*pictured is us on Easter Sunday 2019
As most of you know, Isaac and I moved to the boondocks of Oklahoma earlier this year to help run a wildlife ranch. We were going from working completely opposite work schedules to working completely together 24/7. It was a fantastic marriage move.
We were under the impression though when we started that it was the end of the client season and we wouldn’t have many more customers coming until fall (so Sundays off wouldn’t be a problem)…. but customers just kept coming. I know thats a weird thing to be bothered by because that meant more money for everyone, but DANG I needed community. Isaac and I had talked constantly since we’d been there about how to be particularly intentional about our worship every day and make sure that our boss knew that us going to church was a priority whenever possible.
I’m big on setting a list of priorities for everything so that the few moments of unfilled downtime we have we can use efficiently. I noticed that that word really got lodged in my head though. Priority.
Church is a priority. Church is a priority. Church is a priority.
When everything in life was dandy, our lack of church going didn’t seem that severe. I knew we were doing the best we could in the situation we were in and that God was teaching us a new lesson. When we would argue though or things wouldn’t go as planned, thats when I noticed how desperate we were for closeness with our Savior. It was all over our faces.
That time for us had been extremely eye opening. I had never understood people who didn’t go to church regularly before. Did they love Jesus or not? When you give the devil that wedge to get in though there are SO MANY excuses he can give you. Work, time, sleep, “not finding the right church” or disagreeing with decisions people in the church were making. I had heard so many of these over the years, but never understood why.
At that point we had been to SO MANY different churches in different states and cities of different sizes and worship styles. You know what I learned though? You can only be so critical when your heart is just set on worship. I cannot even tell you what the people in any of the Oklahoma churches we visited were wearing because each time we were actually able to go to one I was so RELIEVED. Relieved to finally be in the fellowship of other believers. Relieved to sit down and just worship Christ. As hard of a time as we were having figuring out what putting Christ first looked like in our lives in that moment, our hearts just craved worship.
Church was a priority for us no doubt. Everyone knew it too. The thing about priorities though is that I’ve noticed how often we give other people in our life the power to change them. Is it still a priority if my boss needs me to work? Is it still a priority if my friend points out how little sleep I’ve gotten this week and how grouchy I’ve been getting from it? Is it still a priority if my husband is unable to go and I don’t know another soul there?

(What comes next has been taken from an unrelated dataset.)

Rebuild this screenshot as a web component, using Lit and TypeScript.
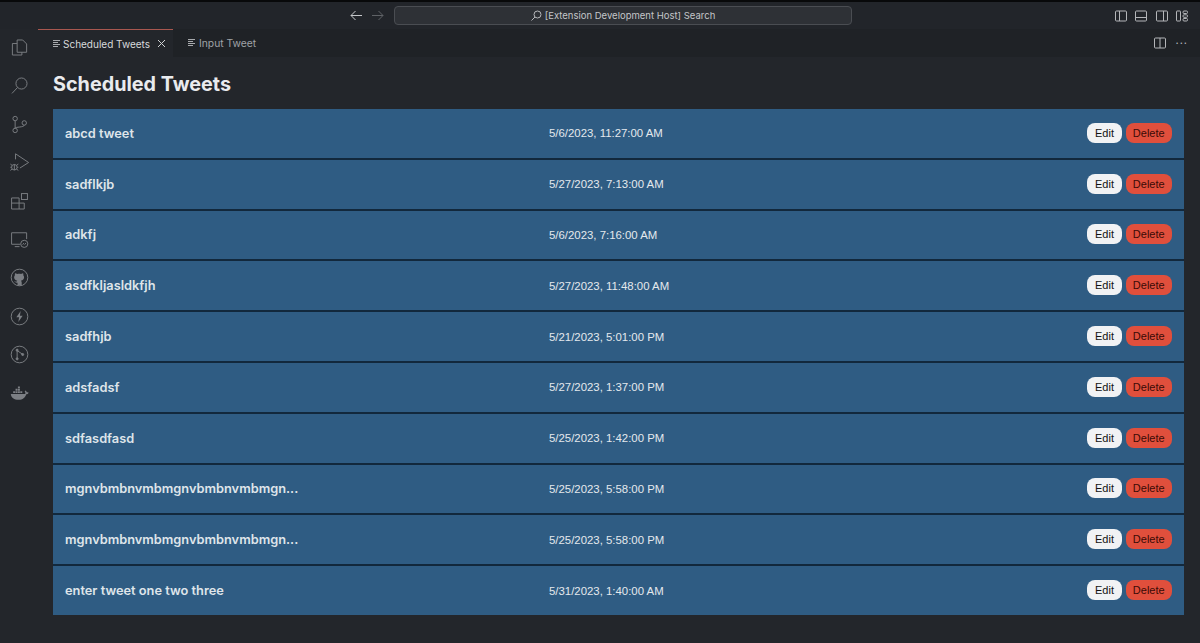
import { LitElement, html, css, svg } from 'lit';
import { customElement } from 'lit/decorators.js';

const tweets = [
  ['abcd tweet', '5/6/2023, 11:27:00 AM'],
  ['sadflkjb', '5/27/2023, 7:13:00 AM'],
  ['adkfj', '5/6/2023, 7:16:00 AM'],
  ['asdfkljasldkfjh', '5/27/2023, 11:48:00 AM'],
  ['sadfhjb', '5/21/2023, 5:01:00 PM'],
  ['adsfadsf', '5/27/2023, 1:37:00 PM'],
  ['sdfasdfasd', '5/25/2023, 1:42:00 PM'],
  ['mgnvbmbnvmbmgnvbmbnvmbmgn...', '5/25/2023, 5:58:00 PM'],
  ['mgnvbmbnvmbmgnvbmbnvmbmgn...', '5/25/2023, 5:58:00 PM'],
  ['enter tweet one two three', '5/31/2023, 1:40:00 AM'],
];

// activity bar icons, drawn on a 24 box
const activity = [
  svg`<path d="M9 2.500h7l5 5v10.500h-12z"/><path d="M9 7h-6v14.500h12v-3.500"/>`,
  svg`<circle cx="14.500" cy="9.500" r="7"/><path d="M9.500 14.500l-7 7.500"/>`,
  svg`<circle cx="6.500" cy="4.500" r="2.800"/><circle cx="6.500" cy="19.500" r="2.800"/><circle cx="18" cy="10" r="2.800"/><path d="M6.500 7.300v9.400M18 12.800c0 3-11.500 2-11.500 3.900"/>`,
  svg`<path d="M7 8v-7l16.500 11-11 7"/><circle cx="5.500" cy="18" r="3.500"/><path d="M5.500 14.500v7M.5 14l2 1.500M.5 22l2-1.500M.5 18h1.500M9 18h1.500M10.500 14l-2 1.500M10.500 22l-2-1.500"/>`,
  svg`<path d="M2 7.500h9.500v6.500h6.500v7.500h-16zM2 14h9.500v7.500"/><rect x="14.500" y="2" width="7.500" height="7.500"/>`,
  svg`<path d="M13 18h-11v-14.500h19v8"/><path d="M6 21h6"/><circle cx="18" cy="17.500" r="4.500"/><path d="M16 18.500l1.500-2M18.500 18.500l1.500-2"/>`,
  svg`<circle cx="12" cy="12" r="10.500"/><path fill="currentColor" stroke="none" d="M9.500 22v-3.500c-2.500.5-3.500-1-4-2 .8 0 1.500 1 2.500 1 .3-.8.8-1.200 1.200-1.500-2.500-.5-4-1.800-4-4.300 0-1 .4-2 1-2.700-.2-.8-.1-1.700.2-2.500 1 0 1.900.5 2.600 1 1.600-.4 3.400-.4 5 0 .7-.5 1.600-1 2.600-1 .3.8.4 1.700.2 2.500.6.700 1 1.700 1 2.700 0 2.500-1.500 3.800-4 4.300.6.500 1 1.200 1 2.200v3.800z"/>`,
  svg`<circle cx="12" cy="12" r="10.500"/><path fill="currentColor" stroke="none" d="M13.500 5l-5.500 8h3.500l-1 6 5.500-8h-3.500z"/>`,
  svg`<circle cx="12" cy="12" r="10.500"/><circle cx="9" cy="6.500" r="1.300" fill="currentColor"/><circle cx="9" cy="17.500" r="1.300" fill="currentColor"/><circle cx="16" cy="12" r="1.300" fill="currentColor"/><path d="M9 7v10M9 7l6.500 4.500"/>`,
  svg`<path fill="currentColor" stroke="none" d="M1 12.500h18.200c.5-1.200 0-2.500-.7-3.300l1-1c1 .6 1.500 1.500 1.700 2.300.8-.2 1.600-.1 2.300.4-.6 1.400-1.800 1.900-3 1.900-1.200 4.200-4.500 7-9.500 7-6 0-9.500-2.500-10-7.300zM4 9h2.500v2.500h-2.500zM7 9h2.500v2.500h-2.500zM10 9h2.500v2.500h-2.500zM13 9h2.500v2.500h-2.500zM7 6h2.500v2.500h-2.500zM10 6h2.500v2.500h-2.500zM10 3h2.500v2.500h-2.500z"/>`,
];

const tabIcon = html`<svg class="tab-icon" viewBox="0 0 10 10"><path d="M1 1.500h7M1 3.500h5M1 5.500h7M1 7.500h5"/></svg>`;

@customElement('app-root')
export class AppRoot extends LitElement {
  static styles = css`
    :host {
      display: flex;
      flex-direction: column;
      height: 643px;
      overflow: hidden;
      background: #23262b;
      font-family: Inter, 'Liberation Sans', sans-serif;
      color: #e8eaed;
    }
    .titlebar {
      height: 29px;
      box-sizing: border-box;
      border-top: 2px solid #08090a;
      display: flex;
      align-items: center;
      background: #22252a;
    }
    .nav {
      margin-left: 350px;
      display: flex;
      gap: 8px;
      width: 44px;
    }
    .nav svg {
      width: 13px;
      height: 13px;
      fill: none;
      stroke: #c6c8cb;
      stroke-width: 1;
    }
    .nav svg + svg {
      stroke: #5f6266;
    }
    .search {
      width: 458px;
      height: 19px;
      box-sizing: border-box;
      border: 1px solid #4a4d52;
      border-radius: 4px;
      background: #2e3136;
      display: flex;
      align-items: center;
      justify-content: center;
      gap: 3px;
      font-size: 9.500px;
      color: #c4c6c9;
    }
    .search svg {
      width: 11px;
      height: 11px;
      fill: none;
      stroke: #b5b7ba;
      stroke-width: 1;
    }
    .layout {
      margin-left: auto;
      margin-right: 12px;
      display: flex;
      gap: 8.500px;
    }
    .glyph {
      width: 12px;
      height: 12px;
      fill: none;
      stroke: #b4b6b9;
      stroke-width: 1;
    }
    .body {
      flex: 1;
      display: flex;
      min-height: 0;
    }
    .activity {
      width: 38px;
      box-sizing: border-box;
      padding-top: 9px;
      display: flex;
      flex-direction: column;
      align-items: center;
      gap: 19.400px;
      color: #7c7f84;
    }
    .activity svg {
      width: 19px;
      height: 19px;
      fill: none;
      stroke: currentColor;
      stroke-width: 1.200;
    }
    .main {
      flex: 1;
      min-width: 0;
      display: flex;
      flex-direction: column;
    }
    .tabs {
      height: 28px;
      display: flex;
      background: #1f2226;
    }
    .tab {
      display: flex;
      align-items: center;
      gap: 2px;
      padding: 0 7px 0 14px;
      font-size: 10.300px;
      color: #a0a2a6;
      white-space: nowrap;
    }
    .tab.active {
      width: 135px;
      box-sizing: border-box;
      background: #23262b;
      color: #d8dadc;
      border-top: 1px solid #a8574f;
      font-size: 10px;
      gap: 1px;
    }
    .tab-icon {
      width: 10px;
      height: 10px;
      fill: none;
      stroke: #a8aaad;
      stroke-width: 1;
    }
    .close {
      margin-left: auto;
      width: 9px;
      height: 9px;
      fill: none;
      stroke: #d0d2d4;
      stroke-width: 1;
    }
    .tab-actions {
      margin-left: auto;
      margin-right: 12px;
      display: flex;
      align-items: center;
      gap: 9px;
    }
    .dots {
      font-size: 11px;
      letter-spacing: 1px;
      color: #b4b6b9;
      line-height: 1;
    }
    .content {
      padding: 0 16px 0 15px;
    }
    h1 {
      margin: 0;
      height: 52px;
      padding-top: 2px;
      box-sizing: border-box;
      display: flex;
      align-items: center;
      font-size: 19.800px;
      font-weight: 700;
      color: #e9ebee;
    }
    .list {
      display: flex;
      flex-direction: column;
      background: #12283c;
    }
    .row {
      height: 48.800px;
      display: grid;
      grid-template-columns: 484px 1fr auto;
      align-items: center;
      padding: 0 12px;
      background: #2f5c83;
    }
    .row + .row {
      margin-top: 2px;
    }
    .name {
      font-size: 12.800px;
      font-weight: 600;
      color: #dfe5ea;
    }
    .date {
      font-family: 'Liberation Sans', Arial, sans-serif;
      font-size: 11.400px;
      color: #e4e9ed;
    }
    .actions {
      display: flex;
      gap: 3.500px;
      margin-top: -1px;
    }
    button {
      height: 20px;
      padding: 0;
      border: none;
      border-radius: 8px;
      font-family: 'Liberation Sans', Arial, sans-serif;
      font-size: 11px;
      color: #111;
    }
    .edit {
      width: 35px;
      background: #f1f2f4;
    }
    .delete {
      width: 46.500px;
      background: #e04f3c;
      color: #3a0b06;
    }
  `;

  render() {
    return html`
      <div class="titlebar">
        <div class="nav">
          <svg viewBox="0 0 13 13"><path d="M12 6.500h-11M5.500 2l-4.500 4.500 4.500 4.500"/></svg>
          <svg viewBox="0 0 13 13"><path d="M1 6.500h11M7.500 2l4.500 4.500-4.500 4.500"/></svg>
        </div>
        <div class="search">
          <svg viewBox="0 0 11 11"><circle cx="6.500" cy="4.500" r="3.500"/><path d="M4 7l-3.500 3.500"/></svg>
          <span>[Extension Development Host] Search</span>
        </div>
        <div class="layout">
          <svg class="glyph" viewBox="0 0 12 12"><rect x=".5" y="1" width="11" height="10" rx="1"/><path d="M4.500 1v10"/></svg>
          <svg class="glyph" viewBox="0 0 12 12"><rect x=".5" y="1" width="11" height="10" rx="1"/><path d="M.5 7.500h11"/></svg>
          <svg class="glyph" viewBox="0 0 12 12"><rect x=".5" y="1" width="11" height="10" rx="1"/><path d="M7.500 1v10"/></svg>
          <svg class="glyph" viewBox="0 0 12 12"><rect x=".5" y="1" width="4" height="10" rx=".5"/><rect x="7" y="1" width="4.500" height="2.500" rx="1"/><rect x="7" y="4.800" width="4.500" height="2.500" rx="1"/><rect x="7" y="8.500" width="4.500" height="2.500" rx="1"/></svg>
        </div>
      </div>
      <div class="body">
        <div class="activity">
          ${activity.map((icon) => html`<svg viewBox="0 0 24 24">${icon}</svg>`)}
        </div>
        <div class="main">
          <div class="tabs">
            <div class="tab active">
              ${tabIcon}<span>Scheduled Tweets</span>
              <svg class="close" viewBox="0 0 9 9"><path d="M1 1l7 7M8 1l-7 7"/></svg>
            </div>
            <div class="tab">${tabIcon}<span>Input Tweet</span></div>
            <div class="tab-actions">
              <svg class="glyph" viewBox="0 0 12 12"><rect x=".5" y="1" width="11" height="10" rx="1"/><path d="M6 1v10"/></svg>
              <span class="dots">···</span>
            </div>
          </div>
          <div class="content">
            <h1>Scheduled Tweets</h1>
            <div class="list">
              ${tweets.map(
                ([name, date]) => html`
                  <div class="row">
                    <span class="name">${name}</span>
                    <span class="date">${date}</span>
                    <div class="actions">
                      <button class="edit">Edit</button>
                      <button class="delete">Delete</button>
                    </div>
                  </div>
                `,
              )}
            </div>
          </div>
        </div>
      </div>
    `;
  }
}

If I classify going to church and worshiping my heavenly Father as the same level of priority as all of those other things though, what is that saying? Respect for our boss is important. Self care is important. But where do we draw the line and say “This will NOT interfere with my time of worship and my fellowship with other believers”?
Lying in my bed one rare morning off I agonized over why I could not succeed at making church a priority with our crazy and ever changing schedule. In one compassionate moment God made it so clear though. I had been obsessing over my desire for Him and forgetting my raw, human-natured NEED for Him. Priorities are something we put on a checklist and often things we just expect ourselves to be able to get done within our own capabilities. Flooded by work, exhaustion, moving, appointments, and responsibilities though, my earthly strength was finally proven to be not enough. Christ was a necessity. Not just a necessity though, our BIGGEST necessity. We would never be able to make the decisions we needed to make in our life without recognizing that fact.
Sure, some Sundays we’re sick. Some weeks we feel defeated. Sometimes the Devil gives us every excuse in the world to not stop and pray about it. I hold tight to verses like these though…
Matthew 16:24-27 - Then Jesus told his disciples, “If anyone would come after Me, let him deny himself and take up his cross and follow Me. For whoever would save his life will lose it, but whoeverloses his life for my sake will find it. For what will it profit aman if he gains the whole world and forfeits his soul? Or what shall a man give in return for his soul? For the Son of Man is going to come with His angels in the glory of His Father, and then He will repay each person according to what he has done.
He wants our whole hearts, our whole budget, and our whole schedule because He alone fills our whole need.